On September 6, during the Fishermen Grievance Day Meeting at the collectorate, the issue once again came to the fore, with the fisherfolk complaining about the pollution of sea water due to rampant sand mining. They also demanded compensation for the people of the coastal villages.
On September 17, the State government halted mining of beach minerals and asked the Bedi panel to examine the sand mining units in four other districts – Madurai, Tiruchy, Tirunelveli and Kanyakumari. The report of the Bedi panel has been submitted, but is under wraps still, adding to the mystery of what is going on. The fact remains though that the state government banned mining activities and cancelled transport permits of the VV group in August 2013 and September 2013.
As it happened problems were mounting up for the VV group on the Delhi front too. They had failed to apply to the union Ministry of Mines for renewal of licenses before the expiry of mining lease period, viz. 31.03.2013. They should have done so 120 days before expiry, viz. in December 2012. Waking up, VV Mineral appeals for renewal in Oct 2013, but the application is returned, citing various defects. A revised application is submitted in January this year, only to be rejected yet again. Eventually on 19 March 2014, the Ministry of Mines suspended licenses of Vaikundarajan with immediate effect. The letter of Regional Controller of Mines, Chennai also marked a copy to state government “with a request not to allow dispatch of mineral from the mine till revocation of this order.
The unit affected by the Centre’s order, the Transworld Garnet India, is a 100% EOU for processing garnet rich beach sands. But then the mining activities had already been suspended across the board by the state government, as mentioned earlier.
It is in these circumstances Mr Vaikundarajan approaches the High Court with a plea to quash the central government order, but he doesn’t breathe a word on the state government’s own crackdown. He very ingeniously claims that the order of the state government banning transport of minerals is a follow up action of central government’s order. But that particular order is issued only in March this year, whereas all mining activities were suspended late last year, it may be recalled.
Technically only the Centre can ban mining activities, but crippling transportation in effect paralyses the industry. Machines, caked with sand stand idle, the factory area is silent with just a few workers watching over the yard, – till a few months ago, the unit processed mineral-rich beach sand to extract ilmenite for exports, rued a report in the Business Line of June 2 this year. But the VV group skirts the issue altogether.
One can see some striking parallels to the ever elusive M Natarajan, husband of Jayalaltiha’s confidante Sasikala. So many times he has been ticked off, those close to him have been harassed and imprisoned, and he too, on specious grounds. But never once will he directly challenge her. All that he would say is “I am innocent. Justice will triumph.” And it would. For he will be a free bird in no time, doing whatever he was doing earlier !

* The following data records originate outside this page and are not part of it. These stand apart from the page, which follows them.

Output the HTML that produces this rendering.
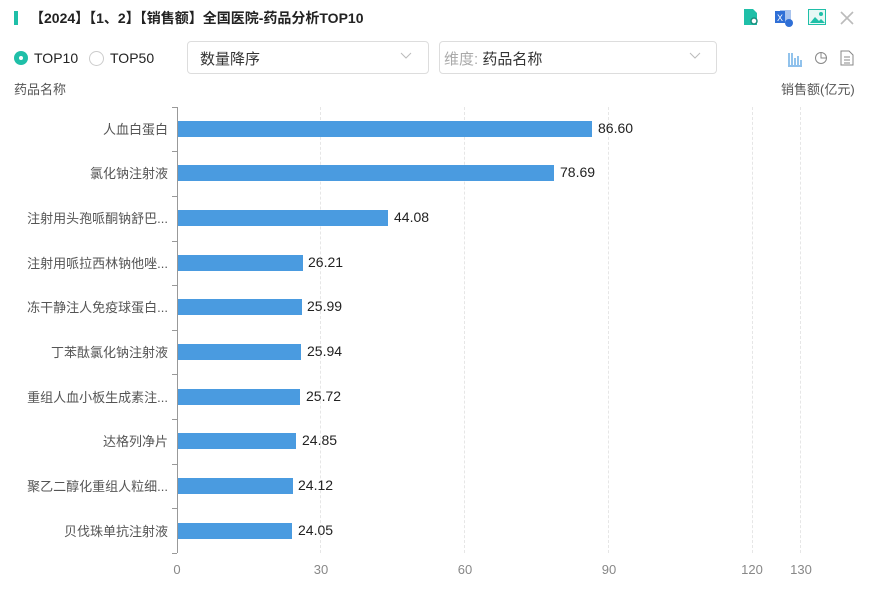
<html><head><style>
body{margin:0;width:876px;height:590px;background:#fff;font-family:"Liberation Sans","Noto Sans CJK SC",sans-serif;position:relative;overflow:hidden}
.a{position:absolute}
.lbl{position:absolute;right:708px;font-size:13px;color:#555;white-space:nowrap;margin-top:-2px}
.bar{position:absolute;left:178px;height:16px;background:#4a9be0}
.val{position:absolute;font-size:14px;color:#222;margin-top:-1px}
.g{position:absolute;top:107px;height:446px;border-left:1px dashed #e6e6e6}
.t{position:absolute;top:562px;font-size:13px;color:#888;transform:translateX(-50%)}
</style></head><body>
<div class="a" style="left:14px;top:11px;width:4px;height:14px;background:#1fbfa8"></div>
<div class="a" style="left:30px;top:8px;font-size:14px;font-weight:bold;color:#222">【2024】【1、2】【销售额】全国医院-药品分析TOP10</div>
<svg class="a" style="left:742px;top:8px" width="18" height="18"><path d="M2 1h9l4 4v12H2z" fill="#1fbfa8"/><circle cx="12" cy="13" r="3" fill="#fff" stroke="#1a8f7f" stroke-width="1.5"/></svg>
<svg class="a" style="left:774px;top:8px" width="20" height="20"><rect x="6" y="2" width="11" height="13" fill="#a9c4ee"/><rect x="1" y="3" width="10" height="12" fill="#2f6fd6"/><text x="3" y="13" font-size="9" fill="#fff" font-family="Liberation Sans">X</text><circle cx="15" cy="15" r="4" fill="#2f6fd6"/></svg>
<svg class="a" style="left:808px;top:9px" width="18" height="16"><rect x="0.5" y="0.5" width="17" height="15" fill="#e7f8f5" stroke="#1fbfa8"/><path d="M2 14l5-6 4 4 2-2 4 4z" fill="#1fbfa8"/><circle cx="13" cy="5" r="2" fill="#1fbfa8"/></svg>
<svg class="a" style="left:840px;top:11px" width="14" height="14"><path d="M1 1L13 13M13 1L1 13" stroke="#bbb" stroke-width="1.6"/></svg>
<div class="a" style="left:14px;top:51px;width:14px;height:14px;border-radius:50%;background:#1fbfa8"></div>
<div class="a" style="left:19px;top:56px;width:4px;height:4px;border-radius:50%;background:#fff"></div>
<div class="a" style="left:34px;top:50px;font-size:14px;color:#222">TOP10</div>
<div class="a" style="left:89px;top:51px;width:13px;height:13px;border-radius:50%;border:1px solid #ccc"></div>
<div class="a" style="left:110px;top:50px;font-size:14px;color:#222">TOP50</div>
<div class="a" style="left:187px;top:41px;width:240px;height:31px;border:1px solid #ddd;border-radius:4px"></div>
<div class="a" style="left:200px;top:48px;font-size:15px;color:#333">数量降序</div>
<svg class="a" style="left:400px;top:52px" width="12" height="8"><path d="M1 1l5 5 5-5" fill="none" stroke="#bbb"/></svg>
<div class="a" style="left:439px;top:41px;width:276px;height:31px;border:1px solid #ddd;border-radius:4px"></div>
<div class="a" style="left:444px;top:48px;font-size:15px;color:#aaa">维度: <span style="color:#333">药品名称</span></div>
<svg class="a" style="left:689px;top:52px" width="12" height="8"><path d="M1 1l5 5 5-5" fill="none" stroke="#bbb"/></svg>
<svg class="a" style="left:787px;top:51px" width="16" height="16"><path d="M1 15h14M2 2v12M5 2v12M8 7v7M11 5v9M14 9v5" stroke="#4a9be0" stroke-width="1.2" fill="none"/></svg>
<svg class="a" style="left:814px;top:51px" width="14" height="14"><circle cx="7" cy="7" r="5.5" fill="none" stroke="#888"/><path d="M7 1.5V7h5.5" fill="none" stroke="#888"/></svg>
<svg class="a" style="left:840px;top:50px" width="14" height="16"><path d="M1 1h8l4 4v10H1z M4 7h6M4 10h6M4 13h6" fill="none" stroke="#888"/></svg>
<div class="a" style="left:14px;top:79px;font-size:13px;color:#555">药品名称</div>
<div class="a" style="left:781px;top:79px;font-size:13px;color:#555">销售额(亿元)</div>
<div class="g" style="left:320px"></div><div class="g" style="left:464px"></div><div class="g" style="left:608px"></div><div class="g" style="left:752px"></div><div class="g" style="left:800px"></div>
<div class="a" style="left:177px;top:107px;width:1px;height:446px;background:#999"></div>
<div class="a" style="left:172px;top:107px;width:5px;height:1px;background:#999"></div>
<div class="a" style="left:172px;top:151px;width:5px;height:1px;background:#999"></div>
<div class="a" style="left:172px;top:196px;width:5px;height:1px;background:#999"></div>
<div class="a" style="left:172px;top:241px;width:5px;height:1px;background:#999"></div>
<div class="a" style="left:172px;top:285px;width:5px;height:1px;background:#999"></div>
<div class="a" style="left:172px;top:330px;width:5px;height:1px;background:#999"></div>
<div class="a" style="left:172px;top:374px;width:5px;height:1px;background:#999"></div>
<div class="a" style="left:172px;top:419px;width:5px;height:1px;background:#999"></div>
<div class="a" style="left:172px;top:464px;width:5px;height:1px;background:#999"></div>
<div class="a" style="left:172px;top:508px;width:5px;height:1px;background:#999"></div>
<div class="a" style="left:172px;top:553px;width:5px;height:1px;background:#999"></div>

<div class="lbl" style="top:121px">人血白蛋白</div><div class="bar" style="top:121px;width:414px"></div><div class="val" style="left:598px;top:121px">86.60</div>
<div class="lbl" style="top:165px">氯化钠注射液</div><div class="bar" style="top:165px;width:376px"></div><div class="val" style="left:560px;top:165px">78.69</div>
<div class="lbl" style="top:210px">注射用头孢哌酮钠舒巴...</div><div class="bar" style="top:210px;width:210px"></div><div class="val" style="left:394px;top:210px">44.08</div>
<div class="lbl" style="top:255px">注射用哌拉西林钠他唑...</div><div class="bar" style="top:255px;width:125px"></div><div class="val" style="left:308px;top:255px">26.21</div>
<div class="lbl" style="top:299px">冻干静注人免疫球蛋白...</div><div class="bar" style="top:299px;width:124px"></div><div class="val" style="left:307px;top:299px">25.99</div>
<div class="lbl" style="top:344px">丁苯酞氯化钠注射液</div><div class="bar" style="top:344px;width:123px"></div><div class="val" style="left:307px;top:344px">25.94</div>
<div class="lbl" style="top:389px">重组人血小板生成素注...</div><div class="bar" style="top:389px;width:122px"></div><div class="val" style="left:306px;top:389px">25.72</div>
<div class="lbl" style="top:433px">达格列净片</div><div class="bar" style="top:433px;width:118px"></div><div class="val" style="left:302px;top:433px">24.85</div>
<div class="lbl" style="top:478px">聚乙二醇化重组人粒细...</div><div class="bar" style="top:478px;width:115px"></div><div class="val" style="left:298px;top:478px">24.12</div>
<div class="lbl" style="top:523px">贝伐珠单抗注射液</div><div class="bar" style="top:523px;width:114px"></div><div class="val" style="left:298px;top:523px">24.05</div>

<div class="t" style="left:177px">0</div><div class="t" style="left:321px">30</div><div class="t" style="left:465px">60</div><div class="t" style="left:609px">90</div><div class="t" style="left:752px">120</div><div class="t" style="left:801px">130</div>
</body></html>
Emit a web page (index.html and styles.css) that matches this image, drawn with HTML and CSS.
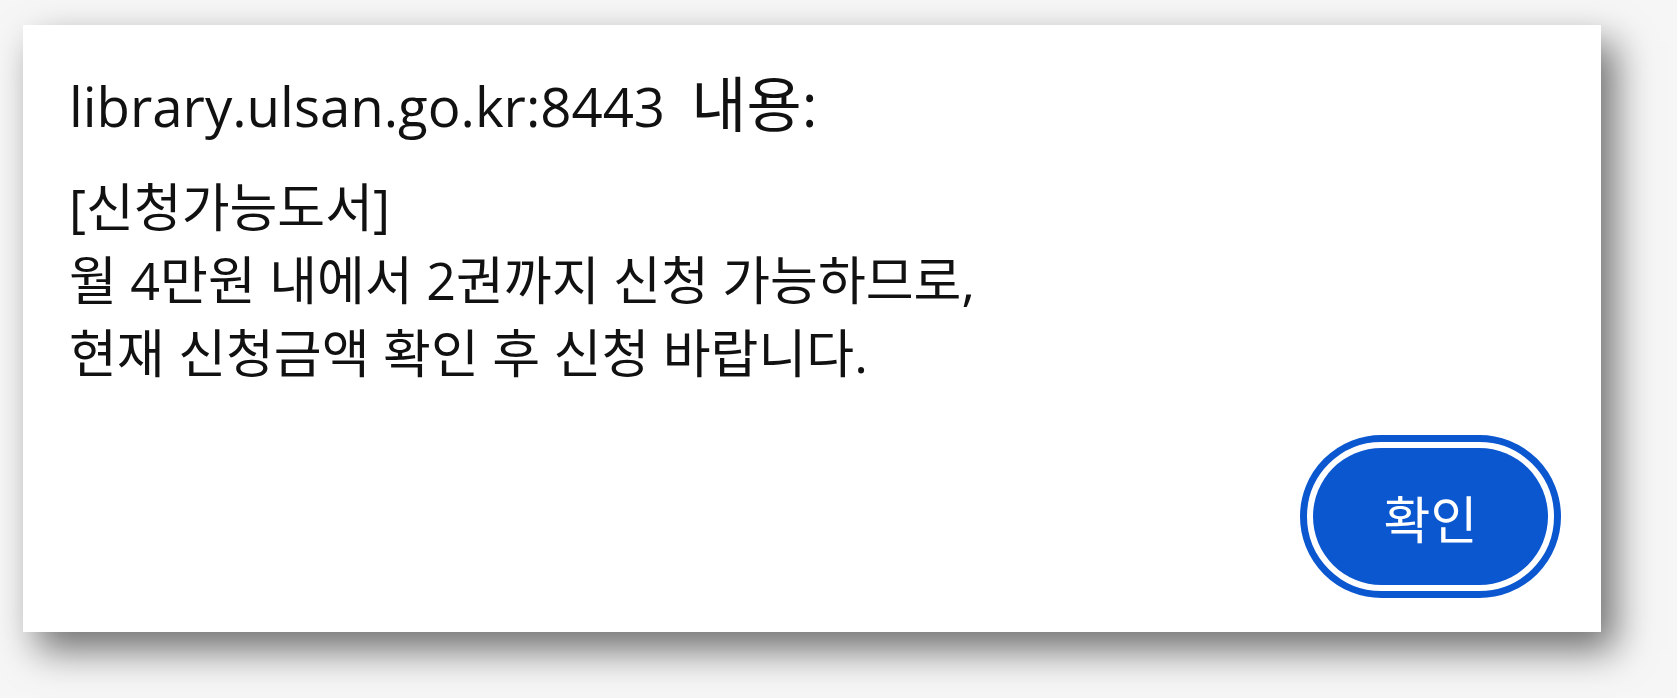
FILE: index.html
```html
<!DOCTYPE html>
<html lang="ko">
  <head>
    <meta charset="UTF-8" />
    <meta name="viewport" content="width=device-width, initial-scale=1.0" />
    <title>library.ulsan.go.kr:8443 내용</title>
    <link rel="stylesheet" href="styles.css">
  </head>

  <body>
    <div class="dialog">
      <div class="title">library.ulsan.go.kr:8443 <span class="label">내용:</span></div>
      <div class="message">
        <p>[신청가능도서]</p>
        <p>월 4만원 내에서 2권까지 신청 가능하므로,</p>
        <p>현재 신청금액 확인 후 신청 바랍니다.</p>
      </div>
      <div class="actions">
        <button class="ok" type="button">확인</button>
      </div>
    </div>
  </body>
</html>
```

FILE: styles.css
```css
* {
  margin: 0;
  padding: 0;
  box-sizing: border-box;
  font-family: "Open Sans", "Noto Sans CJK KR", sans-serif;
}

body {
  width: 100%;
  height: 100vh;
  padding: 25px 0 0 23px;
  background-color: #f6f6f6;
  overflow: hidden;
}

.dialog {
  display: flex;
  flex-direction: column;
  width: 1578px;
  height: 607px;
  padding: 44px 53px 47px 46px;
  background: #fff;
  color: #111;
  box-shadow: 14px 18px 36px rgba(0, 0, 0, 0.55);
}

.title {
  font-size: 54.6px;
  line-height: 70px;
  word-spacing: 12px;
}

.title .label {
  font-size: 60px;
  word-spacing: 0;
}

.message {
  margin-top: 29px;
  font-size: 52px;
  line-height: 73px;
}

.actions {
  display: flex;
  justify-content: flex-end;
  margin-top: auto;
}

.ok {
  width: 235px;
  height: 137px;
  border: none;
  border-radius: 70px;
  background-color: #0b57d0;
  color: #fff;
  font-size: 51px;
  outline: 7px solid #0b57d0;
  outline-offset: 6px;
}
```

There was this sensational case of a girl named Serina who was arrested back in 2003. The police claimed to have seized a huge stash of currency, running to crores of rupees, as also ganja from her residences. She was produced before the courts after all kinds of speculations in the media, and she complained of torture. Eventually it took Kapil Sibal to fly down from New Delhi and plead her case for her to be enlarged on bail. No one knows the subsequent fate of the girl. To this day, neither Natarajan nor the girl would say a thing about the state government’s actions.
So then our mining entrepreneur Vaikundarajan too is treading the time-tested path of carefully avoiding any kind of confrontation with Amma and tries to make it look as if it was the Centre that had erred. In their media interactions, the VV officials, even while solemnly noting that the ban on mining was impacting Indian firms’ reputation as trusted partners with customers overseas, causing an annual loss of around Rs 300 crore to the state exchequer, would not refer to the raids or the ban on the transport of minerals.
Now look at the way the courts respond. Justice S Karnan, a colourful figure who never tires of flaunting his Dalit identity and is in the news for all the wrong reasons time and again, passes an interim order permitting the VV Minerals to dispose of the minerals already mined. When the case came up yet again, an NGO wanted to implead, but the judge got furious and sought to tick off the counsel saying they were wasting the precious time of the court and that they had no locus standi.
The Centre didn’t seem to play ball with the group either, not placing its arguments before the court. “We are awaiting instructions my Lord,” the counsel pleaded. This made the Lordship even more furious and he wondered whether justice should wait till the Centre made up its mind ! Still he was forced to adjourn in the absence of a response from the Centre.
Meantime the acting Chief Justice Satish Agnihotri allotted the mining portfolio to another judge, but during the next hearing too, it was Karnan who presided. The central government counsel mumbled some excuses and sought time again.
The judge’s reaction was interesting. He asked the counsel angrily: “You are hoping the next hearing will be before another judge and get a favourable order, isn’t? No way, it will be I myself who will be writing the judgement in this crucial case.”
He also asked the VV group’s advocate to make his final submissions. But the environmentalists sought to press their case again, sending Karnan up the wall. He declared solemnly that revenue-fetching projects should not be stalled, but the counsels stood their ground and stressed huge damage had been done already and that the people were agitated. They also submitted the report of a fact-finding committee to the court. After some heated exchanges Karnan rose for lunch, announcing the hearing would continue in the afternoon.
The court convened again, but the VV case was not taken up at all. Karnan wound up for the day, announcing, “Judgement reserved!” That is, to the end the environmentalists never got to have their say at all.
Thus the judge insists on retaining the case under him even after the portfolio is moved to another, is so solicitous about the plight of the mining group, doesn’t give a chance to activists to intervene and abruptly reserves orders even before the central government counsel could explain its stand clearly.
One is only reminded of former AIADMK Speaker P.H.Pandian who boasted of his sky high powers. Seeing Karnan has got away with so many other things, he could yet again, and the media contenting itself with a bland report of the verdict.
(The Tamil original is far racier, much of its charm might have been lost in the translation and some revision. So with due apologies to the author –T.N.Gopalan.)